## Jun 23, 2022

# Generate dense PanoDepth GT
- Load config: `configs/papers/panodepth/train_ddad.yaml`
- Use PanoDepth GT
- Visualize flows (from Pano to Camera, from Pano to Camera by flow reversal)
- Visualize synthesized depth on camera from pano and compair it with depth on camera
    - LiDAR -> Proj on PanoSpace -> Compute flows to Camera -> Flow reversal -> Grid sampling of panodepth using reversed flow
    - LiDAR -> Proj on Camera
- (Optional) Synthesize RGB on Camera using depth by reversed flow

In [None]:
%load_ext autoreload
%autoreload 2

import copy
import os
import torch
import numpy as np
import pythreejs as pjs
import warnings
warnings.filterwarnings('ignore')

from matplotlib.cm import get_cmap
from tqdm.notebook import tqdm
from PIL import Image
from IPython.core.display import display

os.chdir('..')
np.set_printoptions(precision=4)
!pwd

In [None]:
import numpy as np
from collections import defaultdict

import torch
import torch.nn.functional as F

from vidar.arch.losses.MultiCamPhotometricLoss import MultiCamPhotometricLoss
from vidar.arch.losses.MultiViewPhotometricLoss import calc_smoothness
from vidar.arch.networks.layers.panodepth.flow_reversal import FlowReversal
from vidar.datasets.PanoCamOuroborosDataset import PANO_CAMERA_NAME
from vidar.geometry.camera import Camera
from vidar.geometry.camera_pano import PanoCamera
from vidar.utils.config import cfg_has
from vidar.utils.depth import inv2depth, depth2inv
from vidar.utils.tensor import match_scales, make_same_resolution
from vidar.utils.viz import viz_photo
from vidar.utils.write import viz_depth

In [None]:
from vidar.utils.config import read_config

config = read_config('configs/papers/panodepth/train_ddad.yaml')

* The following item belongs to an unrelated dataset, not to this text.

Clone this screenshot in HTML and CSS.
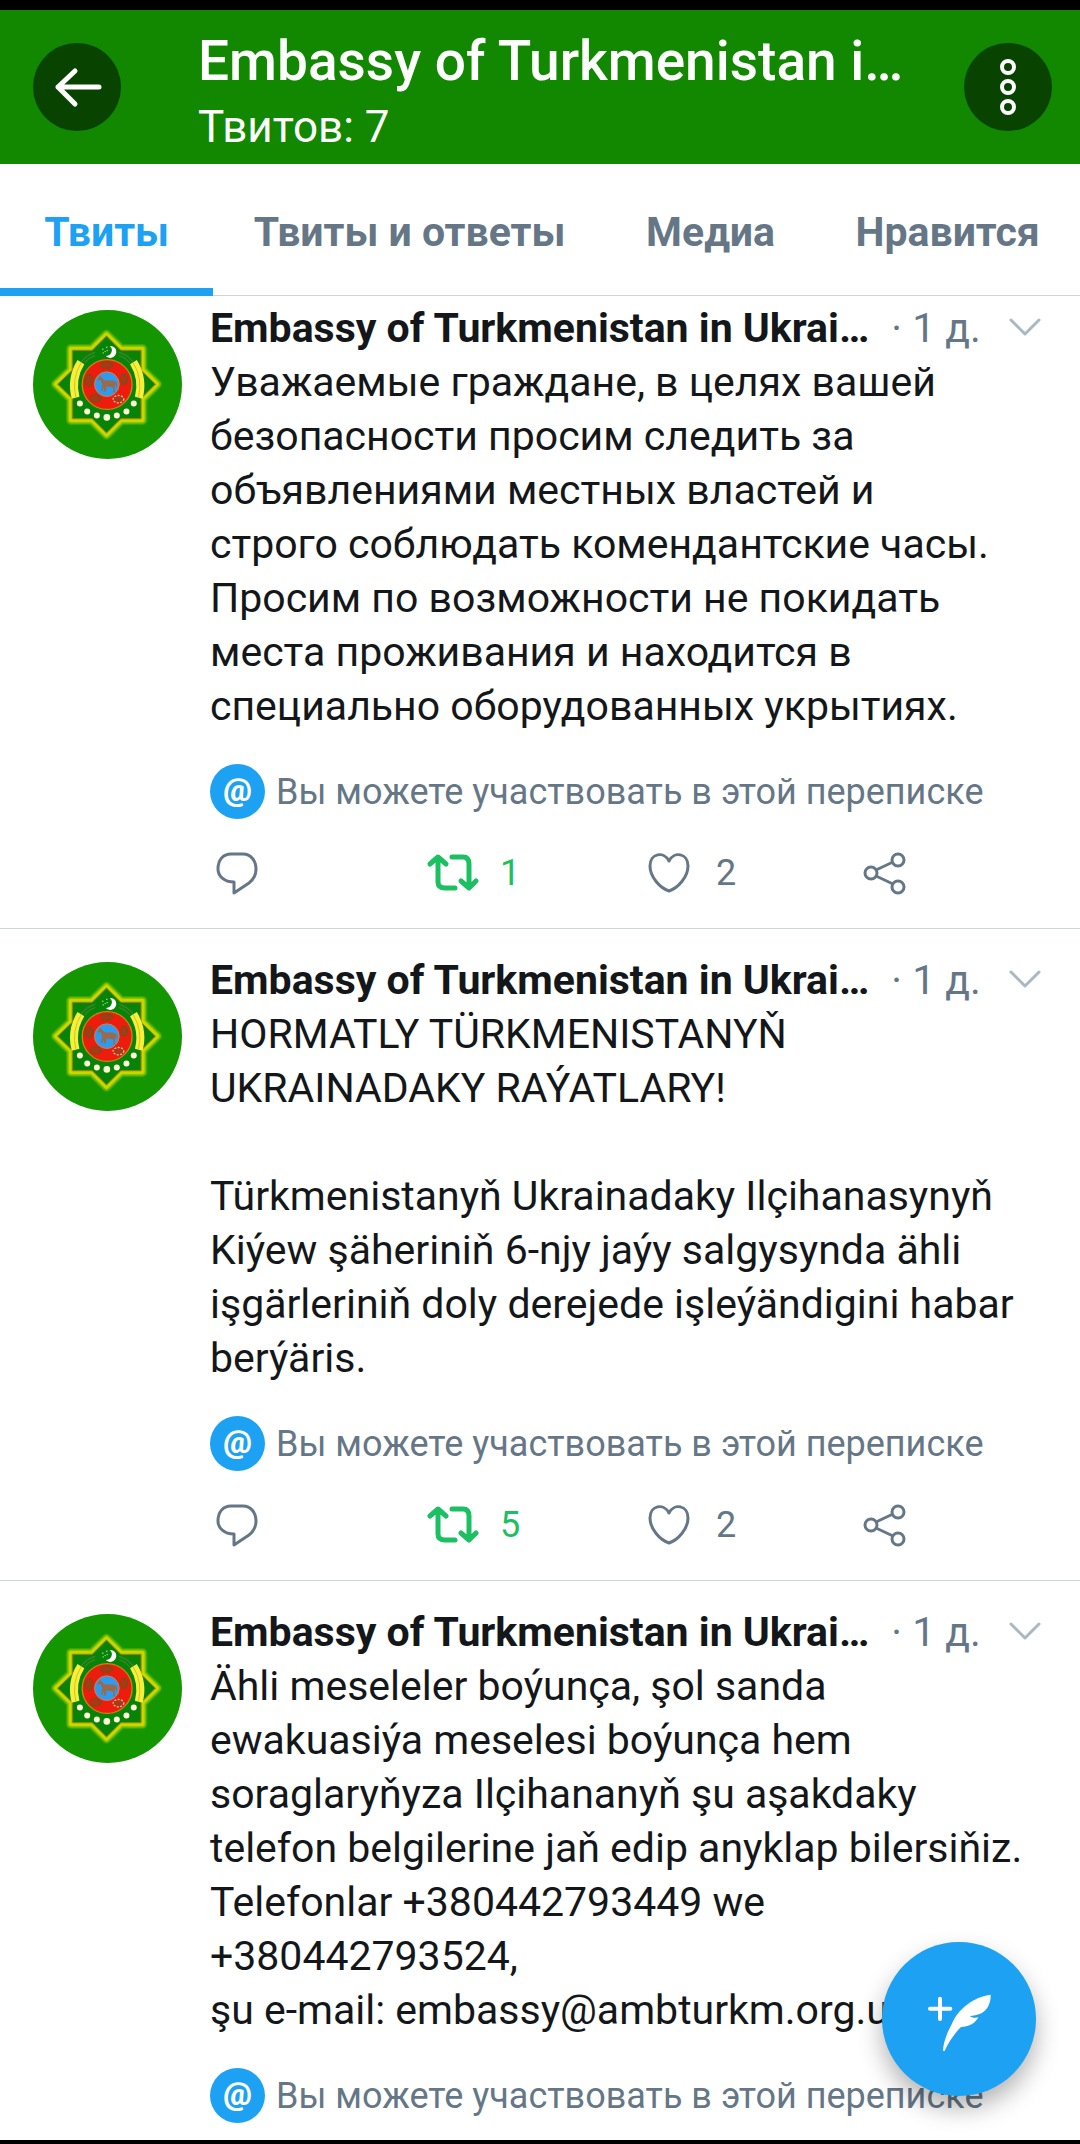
FILE: index.html
```html
<!DOCTYPE html>
<html lang="ru">
<head>
  <meta charset="UTF-8">
  <meta name="viewport" content="width=device-width, initial-scale=1">
  <title>Embassy of Turkmenistan in Ukraine</title>
  <link rel="stylesheet" href="styles.css">
</head>
<body>

<svg class="sprite" aria-hidden="true">
  <symbol id="emblem" viewBox="39 29 448 448">
    <circle cx="263" cy="253" r="224" fill="#149600"/>
    <g fill="none" stroke="#d8e000" stroke-linejoin="round">
      <path stroke-width="30" stroke-opacity=".2" d="M260 103L304 146H368V209L412 252L368 296V360H304L260 404L216 360H153V296L108 252L153 209V146H216Z"/>
      <path stroke-width="22" stroke-opacity=".4" d="M260 103L304 146H368V209L412 252L368 296V360H304L260 404L216 360H153V296L108 252L153 209V146H216Z"/>
      <path stroke-width="13" stroke-opacity=".8" d="M260 103L304 146H368V209L412 252L368 296V360H304L260 404L216 360H153V296L108 252L153 209V146H216Z"/>
      <path fill="#078407" stroke="#b07c00" stroke-width="3" d="M260 107L303 150H364V210L407 252L364 295V356H303L260 399L217 356H157V295L113 252L157 210V150H217Z"/>
    </g>
    <g fill="none">
      <path stroke="#187c10" stroke-width="20" d="M224 160Q200 168 186 188M300 160Q324 168 338 188"/>
      <path stroke="#2e9a22" stroke-width="3" d="M226 156Q200 164 184 184M226 166Q206 172 194 188M298 156Q324 164 340 184M298 166Q318 172 330 188"/>
      <path stroke="#f4f03c" stroke-width="24" d="M183 186Q152 236 167 293M341 186Q372 236 357 293"/>
      <path stroke="#dcc020" stroke-width="3" d="M184 187Q154 236 168 292M340 187Q370 236 356 292"/>
    </g>
    <circle cx="262" cy="253" r="75" fill="#ed1c0c" stroke="#c58a10" stroke-width="4"/>
    <g fill="#a83a14" stroke="#5c5a1c" stroke-width="4" stroke-dasharray="6 4">
      <ellipse cx="260" cy="195" rx="18" ry="10"/>
      <ellipse cx="313" cy="237" rx="10" ry="15"/>
      <ellipse cx="207" cy="240" rx="12" ry="17"/>
      <ellipse cx="227" cy="295" rx="16" ry="11"/>
      <ellipse cx="296" cy="297" rx="16" ry="11" stroke="#f0b8a8"/>
    </g>
    <circle cx="261" cy="252" r="37" fill="#2d9bf0" stroke="#d8803c" stroke-width="3"/>
    <path fill="#9c6a48" d="M234 236L241 227L250 237L257 241H279L290 246L293 264L286 253L284 272L289 277H280V261L260 259L258 274H252L253 258L248 272H243L247 254L243 240L235 241Z"/>
    <g fill="#fff8d8">
      <circle cx="180" cy="310" r="9"/>
      <circle cx="202" cy="334" r="9"/>
      <circle cx="231" cy="346" r="9"/>
      <circle cx="261" cy="352" r="10"/>
      <circle cx="291" cy="346" r="9"/>
      <circle cx="320" cy="334" r="9"/>
      <circle cx="342" cy="310" r="9"/>
    </g>
    <path fill="#fff" d="M270 137A18 18 0 1 1 258 167A17 17 0 0 0 270 137Z"/>
    <g fill="#bdf0b0">
      <circle cx="249" cy="147" r="2"/>
      <circle cx="261" cy="141" r="2"/>
      <circle cx="250" cy="158" r="2"/>
      <circle cx="262" cy="151" r="2"/>
      <circle cx="256" cy="154" r="2"/>
    </g>
  </symbol>
  <symbol id="reply" viewBox="0 0 54 54">
    <path fill="none" stroke="#657786" stroke-width="3" stroke-linejoin="round" d="M21 8H33C41 8 46 15 46 23C46 29 44 33 39 37L24 47V36C14 36 8 30 8 23C8 14 13 8 21 8Z"/>
  </symbol>
  <symbol id="retweet" viewBox="0 0 54 54">
    <path fill="none" stroke="#1dbf63" stroke-width="5" stroke-linecap="round" stroke-linejoin="round" d="M4 18L12 11L20 18M12 13V36Q12 42 19 42H29M26 11H37Q43 11 43 18V41M35 35L43 42L50 35"/>
  </symbol>
  <symbol id="heart" viewBox="0 0 54 54">
    <path fill="none" stroke="#657786" stroke-width="3" stroke-linejoin="round" d="M27 15C22 5 8 7 8 20C8 31 18 42 27 45C36 42 46 31 46 20C46 7 32 5 27 15Z"/>
  </symbol>
  <symbol id="share" viewBox="0 0 54 54">
    <g fill="none" stroke="#657786" stroke-width="3">
      <circle cx="13" cy="27" r="6"/>
      <circle cx="40" cy="14" r="6"/>
      <circle cx="40" cy="41" r="6"/>
      <path d="M18 24L35 16M18 30L35 38"/>
    </g>
  </symbol>
  <symbol id="chevron" viewBox="0 0 32 20">
    <path fill="none" stroke="#aab8c2" stroke-width="3" stroke-linecap="round" stroke-linejoin="round" d="M2 2L16 16L30 2"/>
  </symbol>
</svg>

<header class="header">
  <button class="round-button" type="button" aria-label="Назад">
    <svg viewBox="0 0 88 88"><path fill="none" stroke="#fff" stroke-width="5" stroke-linecap="round" stroke-linejoin="round" d="M66 44H25M42 28L25 44L42 61"/></svg>
  </button>
  <div class="heading">
    <h1>Embassy of Turkmenistan i…</h1>
    <p>Твитов: 7</p>
  </div>
  <button class="round-button" type="button" aria-label="Ещё">
    <svg viewBox="0 0 88 88">
      <g fill="none" stroke="#fff" stroke-width="4">
        <circle cx="44" cy="24" r="6"/>
        <circle cx="44" cy="44" r="6"/>
        <circle cx="44" cy="64" r="6"/>
      </g>
    </svg>
  </button>
</header>

<nav class="tabs">
  <a class="active" href="#tweets">Твиты</a>
  <a href="#replies">Твиты и ответы</a>
  <a href="#media">Медиа</a>
  <a href="#likes">Нравится</a>
</nav>

<main class="timeline" id="tweets">
  <article class="tweet">
    <svg class="avatar"><use href="#emblem"/></svg>
    <div class="tweet-main">
      <div class="tweet-top">
        <h2>Embassy of Turkmenistan in Ukrai…</h2>
        <span class="time">· 1 д.</span>
        <button class="more" type="button" aria-label="Меню"><svg><use href="#chevron"/></svg></button>
      </div>
      <p class="text">Уважаемые граждане, в целях вашей<br>безопасности просим следить за<br>объявлениями местных властей и<br>строго соблюдать комендантские часы.<br>Просим по возможности не покидать<br>места проживания и находится в<br>специально оборудованных укрытиях.</p>
      <div class="note"><span class="badge">@</span><span>Вы можете участвовать в этой переписке</span></div>
      <div class="actions">
        <button type="button" aria-label="Ответить"><svg><use href="#reply"/></svg></button>
        <button class="retweeted" type="button"><svg><use href="#retweet"/></svg>1</button>
        <button type="button"><svg><use href="#heart"/></svg>2</button>
        <button type="button" aria-label="Поделиться"><svg><use href="#share"/></svg></button>
      </div>
    </div>
  </article>

  <article class="tweet">
    <svg class="avatar"><use href="#emblem"/></svg>
    <div class="tweet-main">
      <div class="tweet-top">
        <h2>Embassy of Turkmenistan in Ukrai…</h2>
        <span class="time">· 1 д.</span>
        <button class="more" type="button" aria-label="Меню"><svg><use href="#chevron"/></svg></button>
      </div>
      <p class="text">HORMATLY TÜRKMENISTANYŇ<br>UKRAINADAKY RAÝATLARY!<br><br>Türkmenistanyň Ukrainadaky Ilçihanasynyň<br>Kiýew şäheriniň 6-njy jaýy salgysynda ähli<br>işgärleriniň doly derejede işleýändigini habar<br>berýäris.</p>
      <div class="note"><span class="badge">@</span><span>Вы можете участвовать в этой переписке</span></div>
      <div class="actions">
        <button type="button" aria-label="Ответить"><svg><use href="#reply"/></svg></button>
        <button class="retweeted" type="button"><svg><use href="#retweet"/></svg>5</button>
        <button type="button"><svg><use href="#heart"/></svg>2</button>
        <button type="button" aria-label="Поделиться"><svg><use href="#share"/></svg></button>
      </div>
    </div>
  </article>

  <article class="tweet">
    <svg class="avatar"><use href="#emblem"/></svg>
    <div class="tweet-main">
      <div class="tweet-top">
        <h2>Embassy of Turkmenistan in Ukrai…</h2>
        <span class="time">· 1 д.</span>
        <button class="more" type="button" aria-label="Меню"><svg><use href="#chevron"/></svg></button>
      </div>
      <p class="text">Ähli meseleler boýunça, şol sanda<br>ewakuasiýa meselesi boýunça hem<br>soraglaryňyza Ilçihananyň şu aşakdaky<br>telefon belgilerine jaň edip anyklap bilersiňiz.<br>Telefonlar +380442793449 we<br>+380442793524,<br>şu e-mail: embassy@ambturkm.org.ua</p>
      <div class="note"><span class="badge">@</span><span>Вы можете участвовать в этой переписке</span></div>
    </div>
  </article>
</main>

<button class="compose" type="button" aria-label="Новый твит">
  <svg viewBox="126 126 462 462">
    <path fill="none" stroke="#fff" stroke-width="12" stroke-linecap="round" d="M270 326H331M300 296V357"/>
    <path fill="#fff" d="M452 284C402 290 352 328 335 373C319 403 310 430 309 453L314 453C325 428 345 398 363 381C385 380 405 372 415 352C405 355 396 353 389 348C400 347 412 344 421 341C445 330 453 305 452 284Z"/>
  </svg>
</button>

</body>
</html>
```
FILE: styles.css
```css
* {
  box-sizing: border-box;
}
body {
  margin: 0;
  height: 100vh;
  display: flex;
  flex-direction: column;
  overflow: hidden;
  border-top: 10px solid #000;
  border-bottom: 4px solid #000;
  background: #fff;
  color: #14171a;
  font-family: Roboto, "Liberation Sans", sans-serif;
  font-size: 41px;
  line-height: 54px;
}
h1, h2, p {
  margin: 0;
}
button {
  padding: 0;
  border: 0;
  background: none;
  color: inherit;
  font: inherit;
  cursor: pointer;
}
svg {
  display: block;
}
.sprite {
  position: absolute;
  width: 0;
  height: 0;
}

.header {
  flex: none;
  display: flex;
  align-items: center;
  height: 154px;
  padding: 0 28px 0 33px;
  background: #118800;
  color: #fff;
}
.round-button {
  flex: none;
  width: 88px;
  height: 88px;
  border-radius: 50%;
  background: #084400;
}
.heading {
  flex: 1;
  min-width: 0;
  padding: 9px 0 0 77px;
  white-space: nowrap;
}
.heading h1 {
  font-size: 55px;
  font-weight: 500;
  line-height: 64px;
}
.heading p {
  margin-top: 7px;
  font-size: 44px;
}

.tabs {
  flex: none;
  display: flex;
  height: 132px;
  border-bottom: 1px solid #cdd6d4;
}
.tabs a {
  flex: 1 0 auto;
  display: flex;
  align-items: center;
  justify-content: center;
  padding: 12px 40px 0;
  border-bottom: 8px solid transparent;
  margin-bottom: -1px;
  color: #657786;
  font-weight: 700;
  text-decoration: none;
}
.tabs a:first-child {
  padding-left: 44px;
  padding-right: 44px;
}
.tabs a.active {
  border-color: #1da1f2;
  color: #1da1f2;
}

.timeline {
  flex: 1;
  min-height: 0;
  overflow: hidden;
}
.tweet {
  display: flex;
  gap: 28px;
  padding: 24px 32px 27px 33px;
  border-bottom: 1px solid #cdd6d4;
}
.tweet:first-child {
  padding-top: 5px;
}
.avatar {
  flex: none;
  width: 149px;
  height: 149px;
  margin-top: 9px;
}
.tweet-main {
  flex: 1;
  min-width: 0;
}
.tweet-top {
  display: flex;
  align-items: center;
  white-space: nowrap;
}
.tweet-top h2 {
  font-size: 41px;
  font-weight: 700;
}
.time {
  margin-left: 22px;
  color: #657786;
}
.more {
  margin: 0 7px 0 auto;
}
.more svg {
  width: 32px;
  height: 20px;
}
.note {
  display: flex;
  align-items: center;
  gap: 11px;
  margin-top: 28px;
  color: #657786;
  font-size: 36px;
  line-height: 58px;
  white-space: nowrap;
}
.note span {
  padding-top: 2px;
}
.note .badge {
  width: 55px;
  height: 55px;
  padding: 0;
  border-radius: 50%;
  background: #1da1f2;
  color: #fff;
  font-size: 32px;
  font-weight: 900;
  line-height: 52px;
  text-align: center;
}
.actions {
  display: grid;
  grid-template-columns: 1fr 1fr 1fr auto;
  margin: 24px 136px 0 0;
  color: #657786;
  font-size: 36px;
  line-height: 56px;
}
.actions button {
  display: flex;
  align-items: center;
  gap: 20px;
}
.actions svg {
  width: 54px;
  height: 54px;
}
.actions .retweeted {
  color: #1dbf63;
}

.compose {
  position: fixed;
  right: 44px;
  bottom: 48px;
  width: 154px;
  height: 154px;
  border-radius: 50%;
  background: #1da1f2;
  box-shadow: 0 12px 24px rgba(0, 0, 0, 0.3);
}
```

# Resize depth for easy debugging
# config.datasets.train.augmentation.resize_supervision = True
# config.datasets.train.dataloader.num_workers = 0
config.datasets.validation.labels += ['lidar']
config.datasets.validation.dataloader.batch_size = 1
config.datasets.validation.dataloader.num_workers = 0

In [None]:
from vidar.utils.setup import setup_dataset, setup_dataloader

# dataset = setup_dataset(config.datasets.train, verbose=True)
# dataloader = setup_dataloader(dataset, config.datasets.train.dataloader, 'train')

dataset = setup_dataset(config.datasets.validation, verbose=True)
dataloader = setup_dataloader(dataset, config.datasets.train.dataloader, 'val')

In [None]:
batch_from_loader = next(iter(dataloader[0]))
batch_from_loader.keys()

## Utilities

In [None]:
def to_numpy(tensor):
    return tensor.permute(1, 2, 0).numpy()

def to_uint8(array):
    return (array * 255.0).astype(np.uint8)

In [None]:
import pythreejs as pjs

def visualize_3d(xyz, rgb=None, size=0.03, height=480, width=480):
    points_buf = pjs.BufferAttribute(array=xyz)
    geometryAttrs = {'position': points_buf}

    if rgb is not None:
        colors_buf = pjs.BufferAttribute(array=rgb)
        geometryAttrs['color'] = colors_buf
    
    geometry = pjs.BufferGeometry(attributes=geometryAttrs)

    material = pjs.PointsMaterial(vertexColors='VertexColors', size=size)
    pointCloud = pjs.Points(geometry=geometry, material=material)

    pythreejs_camera = pjs.PerspectiveCamera(    
        up=[1, 0, 1],
        children=[pjs.DirectionalLight(color='white', intensity=0.5)])

    pythreejs_camera.rotateX(np.pi/4)
    pythreejs_camera.position = (-15., 0., 30.)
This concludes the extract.